Smithsonian profiles Bryan Stevenson: ‘Mass Incarceration Defines Us’

Smithsonian profiles Bryan Stevenson: ‘Mass Incarceration Defines Us’

Chris Hedges writes a long, inspiring profile of Bryan Stevenson for Smithsonian magazine. Stevenson, founder of the Equal Justice Initiative, was awarded the Smithsonian American Ingenuity Award for social justice. (He’s also a graduate of my alma mater, Eastern University.)

Hedges’ article is a hefty piece, but it’s well worth your time. You will feel sadness, anger and hope, sometimes all at the same time. Hedges tells Stevenson’s remarkable story, and in doing so conveys Stevenson’s important message: “Why Mass Incarceration Defines Us as a Society.”

Here’s a taste:

It was here in this square — a square adorned with a historical marker celebrating the presence in Montgomery of Jefferson Davis, the president of the Confederacy — that men and women fell to their knees weeping and beseeched slave-holders not to separate them from their husbands, wives or children. It was here that girls and boys screamed as their fathers or mothers were taken from them.

“This whole street is rich with this history,” he says. “But nobody wants to talk about this slavery stuff. Nobody.” He wants to start a campaign to erect monuments to that history, on the sites of lynchings, slave auctions and slave depots. “When we start talking about it, people will be outraged. They will be provoked. They will be angry.”

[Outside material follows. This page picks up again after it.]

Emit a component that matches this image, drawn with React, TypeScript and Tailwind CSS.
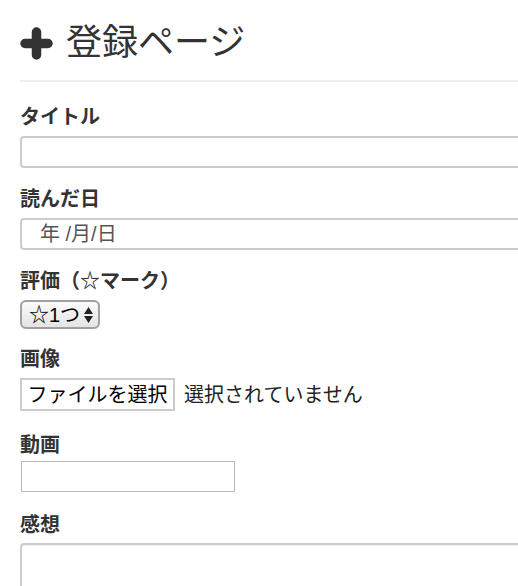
import { ReactNode } from "react"

const font = { fontFamily: '"Liberation Sans", "Noto Sans CJK JP", sans-serif' }

function Field({ label, children, className = "mb-[17px]" }: { label: string; children: ReactNode; className?: string }) {
  return (
    <div className={className}>
      <div className="mb-[5px] text-[20px] font-bold leading-[28px] text-[#333]">{label}</div>
      {children}
    </div>
  )
}

function PlusIcon() {
  return (
    <svg width="33" height="33" viewBox="0 0 33 33" className="shrink-0">
      <path d="M16.5 5v23M5 16.5h23" stroke="#333" strokeWidth="9.5" strokeLinecap="round" />
    </svg>
  )
}

export default function App() {
  return (
    <div className="h-[586px] w-[518px] overflow-hidden bg-white text-[#333]" style={font}>
      <div className="w-[540px] pl-5 pt-[23px]">
        <h1 className="flex h-10 items-center gap-[13px] text-[36px] font-normal leading-10">
          <PlusIcon />
          <span>登録ページ</span>
        </h1>

        <div className="mt-[17px] mb-[21px] h-[2px] bg-[#eee]" />

        <Field label="タイトル">
          <div className="h-8 rounded-[4px] border-2 border-[#ccc] bg-white" />
        </Field>

        <Field label="読んだ日">
          <div className="flex h-8 items-center rounded-[4px] border-2 border-[#ccc] bg-white pl-[18px] text-[20px] text-[#555]">
            年 /月/日
          </div>
        </Field>

        <Field label="評価（☆マーク）" className="mb-[16px]">
          <div className="flex h-[29px] w-20 items-center gap-[3px] rounded-[6px] border-2 border-[#a0a0a0] bg-gradient-to-b from-[#fbfbfb] to-[#e4e4e4] pl-[7px] text-[20px] text-black">
            <span>☆1つ</span>
            <svg width="11" height="18" viewBox="0 0 11 18">
              <path d="M5.5 1L10 8H1z M5.5 17L10 10H1z" fill="#222" />
            </svg>
          </div>
        </Field>

        <Field label="画像" className="mb-[20px]">
          <div className="flex items-center gap-[9px] text-[20px]">
            <div className="flex h-[33px] w-[155px] items-center justify-center border-2 border-[#ccc] bg-white text-black">
              ファイルを選択
            </div>
            <span className="text-[#222]">選択されていません</span>
          </div>
        </Field>

        <div className="mb-[19px]">
          <div className="mb-[2px] text-[20px] font-bold leading-[28px] text-[#333]">動画</div>
          <div className="ml-px h-[31px] w-[214px] border border-[#bbb] bg-white" />
        </div>

        <div>
          <div className="mb-[4px] text-[20px] font-bold leading-[28px] text-[#333]">感想</div>
          <div className="h-20 rounded-[4px] border-2 border-[#ccc] bg-white shadow-[inset_0_1px_1px_rgba(0,0,0,0.075)]" />
        </div>
      </div>
    </div>
  )
}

Stevenson expects anger because he wants to discuss the explosive rise in inmate populations, the disproportionate use of the death penalty against people of color and the use of life sentences against minors as part of a continuum running through the South’s ugly history of racial inequality, from slavery to Jim Crow to lynching.

Equating the enslavement of innocents with the imprisonment of convicted criminals is apt to be widely resisted, but he sees it as a natural progression of his work. Over the past quarter-century, Stevenson has become perhaps the most important advocate for death-row inmates in the United States.

… EJI’s office is in a building that once housed a school for whites seeking to defy integration. The building is in the same neighborhood as Montgomery’s slave depots. For Stevenson, that history matters.

Mass incarceration defines us as a society, Stevenson argues, the way slavery once did. The United States has less than 5 percent of the world’s population but imprisons a quarter of the world’s inmates. Most of those 2.3 million inmates are people of color. One out of every three black men in their 20s is in jail or prison, on probation or parole, or bound in some other way to the criminal justice system. Once again families are broken apart. Once again huge numbers of black men are disenfranchised, because of their criminal records. Once again people are locked out of the political and economic system. Once again we harbor within our midst black outcasts, pariahs. As the poet Yusef Komunyakaa said: “The cell block has replaced the auction block.”

In opening a discussion of American justice and America’s racial history, Stevenson hopes to help create a common national narrative, one built finally around truth rather than on the cultivated myths of the past, that will allow blacks and whites finally to move forward.

… Stevenson turns frequently to the Bible. He quotes to me from the Gospel of John, where Jesus says of the woman who committed adultery: “He that is without sin among you, let him first cast a stone at her.” He tells me an elderly black woman once called him a “stone catcher.”

“There is no such thing as being a Christian and not being a stone catcher,” he says. “But that is exhausting. You’re not going to catch them all. And it hurts. If it doesn’t make you sad to have to do that, then you don’t understand what it means to be engaged in an act of faith. … But if you have the right relationship to it, it is less of a burden, finally, than a blessing. It makes you feel stronger.”